(COLLECTED MATERIAL):

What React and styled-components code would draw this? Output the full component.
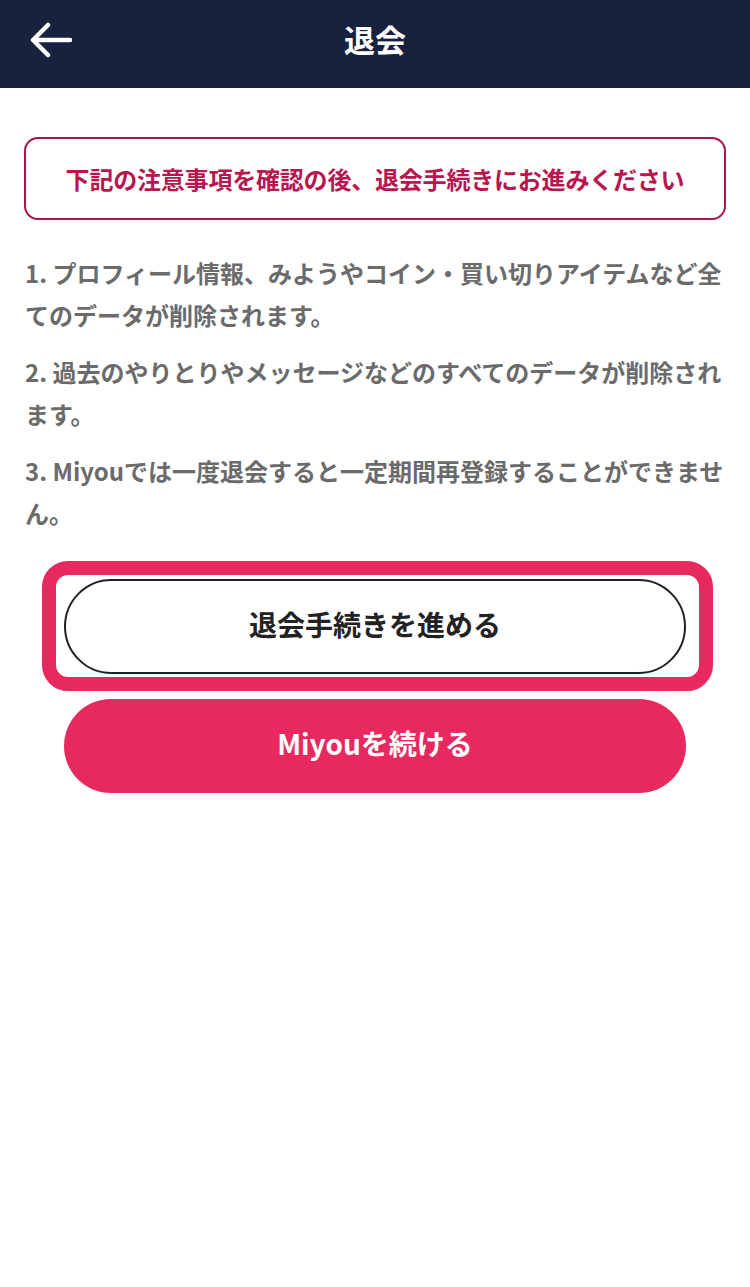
import React from 'react';
import styled, { createGlobalStyle } from 'styled-components';

const notes = [
  '1. プロフィール情報、みようやコイン・買い切りアイテムなど全てのデータが削除されます。',
  '2. 過去のやりとりやメッセージなどのすべてのデータが削除されます。',
  '3. Miyouでは一度退会すると一定期間再登録することができません。',
];

const App = () => {
  return (
    <>
      <GlobalStyle />
      <Page>
        <Header>
          <BackButton aria-label="戻る">
            <svg width="42" height="36" viewBox="0 0 42 36" fill="none">
              <path
                d="M40 18H4M18 3L3 18l15 15"
                stroke="#fff"
                strokeWidth="4.5"
                strokeLinecap="round"
                strokeLinejoin="round"
              />
            </svg>
          </BackButton>
          <Title>退会</Title>
        </Header>

        <Content>
          <Notice>下記の注意事項を確認の後、退会手続きにお進みください</Notice>
          <NoteList>
            {notes.map((n) => (
              <Note key={n}>{n}</Note>
            ))}
          </NoteList>
        </Content>

        <Actions>
          <Highlight>
            <PillButton>退会手続きを進める</PillButton>
          </Highlight>
          <PillButton primary>Miyouを続ける</PillButton>
        </Actions>
      </Page>
    </>
  );
};

export default App;

// -----------STYLED COMPONENTS---------

const GlobalStyle = createGlobalStyle`
  body {
    margin: 0;
    background: #fff;
    font-family: "Noto Sans CJK JP", "Noto Sans", sans-serif;
  }
`;

const Page = styled.div`
  min-height: 1287px;
  background: #fff;
`;

const Header = styled.header`
  position: relative;
  height: 88px;
  background: #18223f;
  display: flex;
  align-items: center;
  justify-content: center;
`;

const BackButton = styled.button`
  position: absolute;
  left: 30px;
  top: 22px;
  padding: 0;
  border: none;
  background: none;
  display: flex;
`;

const Title = styled.h1`
  margin: 0;
  color: #fff;
  font-size: 31px;
  font-weight: 700;
  line-height: 1;
  margin-top: -11px;
`;

const Content = styled.div`
  padding: 49px 24px 0;
`;

const Notice = styled.div`
  height: 83px;
  box-sizing: border-box;
  border: 2px solid #a8164a;
  border-radius: 14px;
  display: flex;
  align-items: center;
  justify-content: center;
  color: #b8164f;
  font-size: 24px;
  font-weight: 700;
  letter-spacing: -0.2px;
`;

const NoteList = styled.div`
  padding-top: 32px;
  display: flex;
  flex-direction: column;
  gap: 15px;
`;

const Note = styled.p`
  margin: 0;
  padding-left: 1px;
  color: #6b6b6b;
  font-size: 24px;
  font-weight: 700;
  line-height: 42px;
`;

const Actions = styled.div`
  padding-top: 27px;
  display: flex;
  flex-direction: column;
  align-items: center;
  gap: 8px;
`;

const Highlight = styled.div`
  align-self: flex-start;
  margin-left: 42px;
  width: 671px;
  box-sizing: border-box;
  border: 14px solid #e8295f;
  border-radius: 26px;
  padding: 4px 12px 3px 8px;
`;

const PillButton = styled.button`
  width: 622px;
  height: ${(p) => (p.primary ? '94px' : '95px')};
  box-sizing: border-box;
  border-radius: 48px;
  border: ${(p) => (p.primary ? 'none' : '2px solid #222')};
  background: ${(p) => (p.primary ? '#e8295f' : '#fff')};
  color: ${(p) => (p.primary ? '#fff' : '#222')};
  font-family: "Noto Sans CJK JP", "Noto Sans", sans-serif;
  font-size: 28px;
  font-weight: 700;
  display: flex;
  align-items: center;
  justify-content: center;
  padding: 0 0 6px;
`;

(REQUIRED WORK):
Skip every picture and transcribe the data above exactly.

(FINISHED TASK):
What React and styled-components code would draw this? Output the full component.
import React from 'react';
import styled, { createGlobalStyle } from 'styled-components';

const notes = [
  '1. プロフィール情報、みようやコイン・買い切りアイテムなど全てのデータが削除されます。',
  '2. 過去のやりとりやメッセージなどのすべてのデータが削除されます。',
  '3. Miyouでは一度退会すると一定期間再登録することができません。',
];

const App = () => {
  return (
    <>
      <GlobalStyle />
      <Page>
        <Header>
          <BackButton aria-label="戻る">
            <svg width="42" height="36" viewBox="0 0 42 36" fill="none">
              <path
                d="M40 18H4M18 3L3 18l15 15"
                stroke="#fff"
                strokeWidth="4.5"
                strokeLinecap="round"
                strokeLinejoin="round"
              />
            </svg>
          </BackButton>
          <Title>退会</Title>
        </Header>

        <Content>
          <Notice>下記の注意事項を確認の後、退会手続きにお進みください</Notice>
          <NoteList>
            {notes.map((n) => (
              <Note key={n}>{n}</Note>
            ))}
          </NoteList>
        </Content>

        <Actions>
          <Highlight>
            <PillButton>退会手続きを進める</PillButton>
          </Highlight>
          <PillButton primary>Miyouを続ける</PillButton>
        </Actions>
      </Page>
    </>
  );
};

export default App;

// -----------STYLED COMPONENTS---------

const GlobalStyle = createGlobalStyle`
  body {
    margin: 0;
    background: #fff;
    font-family: "Noto Sans CJK JP", "Noto Sans", sans-serif;
  }
`;

const Page = styled.div`
  min-height: 1287px;
  background: #fff;
`;

const Header = styled.header`
  position: relative;
  height: 88px;
  background: #18223f;
  display: flex;
  align-items: center;
  justify-content: center;
`;

const BackButton = styled.button`
  position: absolute;
  left: 30px;
  top: 22px;
  padding: 0;
  border: none;
  background: none;
  display: flex;
`;

const Title = styled.h1`
  margin: 0;
  color: #fff;
  font-size: 31px;
  font-weight: 700;
  line-height: 1;
  margin-top: -11px;
`;

const Content = styled.div`
  padding: 49px 24px 0;
`;

const Notice = styled.div`
  height: 83px;
  box-sizing: border-box;
  border: 2px solid #a8164a;
  border-radius: 14px;
  display: flex;
  align-items: center;
  justify-content: center;
  color: #b8164f;
  font-size: 24px;
  font-weight: 700;
  letter-spacing: -0.2px;
`;

const NoteList = styled.div`
  padding-top: 32px;
  display: flex;
  flex-direction: column;
  gap: 15px;
`;

const Note = styled.p`
  margin: 0;
  padding-left: 1px;
  color: #6b6b6b;
  font-size: 24px;
  font-weight: 700;
  line-height: 42px;
`;

const Actions = styled.div`
  padding-top: 27px;
  display: flex;
  flex-direction: column;
  align-items: center;
  gap: 8px;
`;

const Highlight = styled.div`
  align-self: flex-start;
  margin-left: 42px;
  width: 671px;
  box-sizing: border-box;
  border: 14px solid #e8295f;
  border-radius: 26px;
  padding: 4px 12px 3px 8px;
`;

const PillButton = styled.button`
  width: 622px;
  height: ${(p) => (p.primary ? '94px' : '95px')};
  box-sizing: border-box;
  border-radius: 48px;
  border: ${(p) => (p.primary ? 'none' : '2px solid #222')};
  background: ${(p) => (p.primary ? '#e8295f' : '#fff')};
  color: ${(p) => (p.primary ? '#fff' : '#222')};
  font-family: "Noto Sans CJK JP", "Noto Sans", sans-serif;
  font-size: 28px;
  font-weight: 700;
  display: flex;
  align-items: center;
  justify-content: center;
  padding: 0 0 6px;
`;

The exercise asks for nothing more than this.